▸ **Data block**:
——

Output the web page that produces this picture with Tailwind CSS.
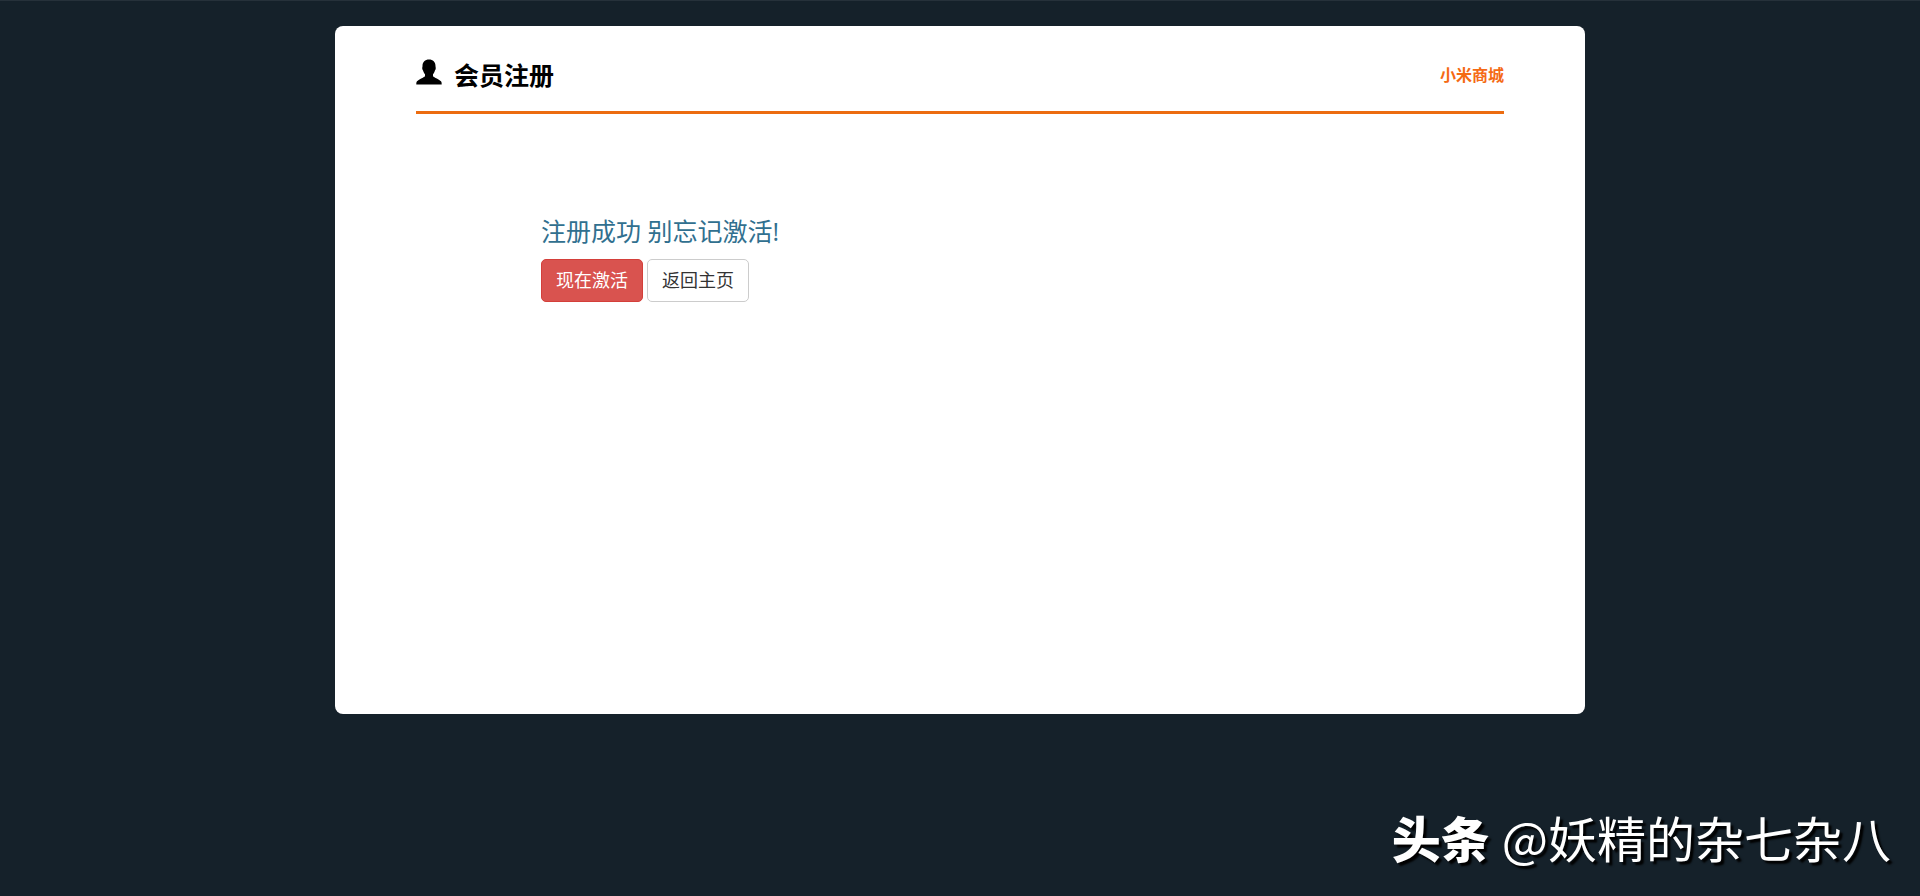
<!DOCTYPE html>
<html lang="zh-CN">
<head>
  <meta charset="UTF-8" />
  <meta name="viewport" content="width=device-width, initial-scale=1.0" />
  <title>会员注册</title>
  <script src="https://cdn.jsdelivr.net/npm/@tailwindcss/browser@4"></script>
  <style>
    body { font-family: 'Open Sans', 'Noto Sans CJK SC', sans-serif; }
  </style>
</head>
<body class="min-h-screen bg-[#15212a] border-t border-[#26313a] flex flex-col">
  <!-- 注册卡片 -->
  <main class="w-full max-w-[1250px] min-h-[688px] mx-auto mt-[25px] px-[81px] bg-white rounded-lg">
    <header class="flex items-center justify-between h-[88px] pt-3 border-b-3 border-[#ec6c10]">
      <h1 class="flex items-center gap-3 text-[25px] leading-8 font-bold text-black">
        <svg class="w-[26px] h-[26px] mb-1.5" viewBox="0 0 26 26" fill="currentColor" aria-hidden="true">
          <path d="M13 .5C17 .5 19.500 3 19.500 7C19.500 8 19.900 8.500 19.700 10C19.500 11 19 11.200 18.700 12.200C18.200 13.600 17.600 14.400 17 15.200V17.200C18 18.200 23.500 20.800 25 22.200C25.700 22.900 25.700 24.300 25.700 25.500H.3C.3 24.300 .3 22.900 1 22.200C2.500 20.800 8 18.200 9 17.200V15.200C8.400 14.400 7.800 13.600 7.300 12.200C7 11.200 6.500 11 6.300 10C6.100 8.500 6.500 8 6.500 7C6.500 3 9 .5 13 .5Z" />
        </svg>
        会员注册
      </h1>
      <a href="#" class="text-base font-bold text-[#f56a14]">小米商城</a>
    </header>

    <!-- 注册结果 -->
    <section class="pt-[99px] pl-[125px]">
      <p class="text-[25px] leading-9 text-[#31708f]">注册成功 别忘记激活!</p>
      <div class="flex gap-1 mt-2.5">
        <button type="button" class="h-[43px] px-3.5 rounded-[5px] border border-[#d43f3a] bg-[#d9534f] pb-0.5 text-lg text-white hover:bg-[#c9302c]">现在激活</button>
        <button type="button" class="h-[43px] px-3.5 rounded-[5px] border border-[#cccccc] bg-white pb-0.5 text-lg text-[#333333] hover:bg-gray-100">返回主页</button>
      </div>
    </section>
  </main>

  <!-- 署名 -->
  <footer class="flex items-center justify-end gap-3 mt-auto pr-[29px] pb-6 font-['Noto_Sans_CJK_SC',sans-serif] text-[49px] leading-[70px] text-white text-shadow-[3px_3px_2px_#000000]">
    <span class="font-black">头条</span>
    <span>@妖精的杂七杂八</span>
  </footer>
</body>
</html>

——

▸ **Task statement**:
Leaving the pictures aside, transcribe the entire listing exactly.

▸ **Expected answer**:
Output the web page that produces this picture with Tailwind CSS.
<!DOCTYPE html>
<html lang="zh-CN">
<head>
  <meta charset="UTF-8" />
  <meta name="viewport" content="width=device-width, initial-scale=1.0" />
  <title>会员注册</title>
  <script src="https://cdn.jsdelivr.net/npm/@tailwindcss/browser@4"></script>
  <style>
    body { font-family: 'Open Sans', 'Noto Sans CJK SC', sans-serif; }
  </style>
</head>
<body class="min-h-screen bg-[#15212a] border-t border-[#26313a] flex flex-col">
  <!-- 注册卡片 -->
  <main class="w-full max-w-[1250px] min-h-[688px] mx-auto mt-[25px] px-[81px] bg-white rounded-lg">
    <header class="flex items-center justify-between h-[88px] pt-3 border-b-3 border-[#ec6c10]">
      <h1 class="flex items-center gap-3 text-[25px] leading-8 font-bold text-black">
        <svg class="w-[26px] h-[26px] mb-1.5" viewBox="0 0 26 26" fill="currentColor" aria-hidden="true">
          <path d="M13 .5C17 .5 19.500 3 19.500 7C19.500 8 19.900 8.500 19.700 10C19.500 11 19 11.200 18.700 12.200C18.200 13.600 17.600 14.400 17 15.200V17.200C18 18.200 23.500 20.800 25 22.200C25.700 22.900 25.700 24.300 25.700 25.500H.3C.3 24.300 .3 22.900 1 22.200C2.500 20.800 8 18.200 9 17.200V15.200C8.400 14.400 7.800 13.600 7.300 12.200C7 11.200 6.500 11 6.300 10C6.100 8.500 6.500 8 6.500 7C6.500 3 9 .5 13 .5Z" />
        </svg>
        会员注册
      </h1>
      <a href="#" class="text-base font-bold text-[#f56a14]">小米商城</a>
    </header>

    <!-- 注册结果 -->
    <section class="pt-[99px] pl-[125px]">
      <p class="text-[25px] leading-9 text-[#31708f]">注册成功 别忘记激活!</p>
      <div class="flex gap-1 mt-2.5">
        <button type="button" class="h-[43px] px-3.5 rounded-[5px] border border-[#d43f3a] bg-[#d9534f] pb-0.5 text-lg text-white hover:bg-[#c9302c]">现在激活</button>
        <button type="button" class="h-[43px] px-3.5 rounded-[5px] border border-[#cccccc] bg-white pb-0.5 text-lg text-[#333333] hover:bg-gray-100">返回主页</button>
      </div>
    </section>
  </main>

  <!-- 署名 -->
  <footer class="flex items-center justify-end gap-3 mt-auto pr-[29px] pb-6 font-['Noto_Sans_CJK_SC',sans-serif] text-[49px] leading-[70px] text-white text-shadow-[3px_3px_2px_#000000]">
    <span class="font-black">头条</span>
    <span>@妖精的杂七杂八</span>
  </footer>
</body>
</html>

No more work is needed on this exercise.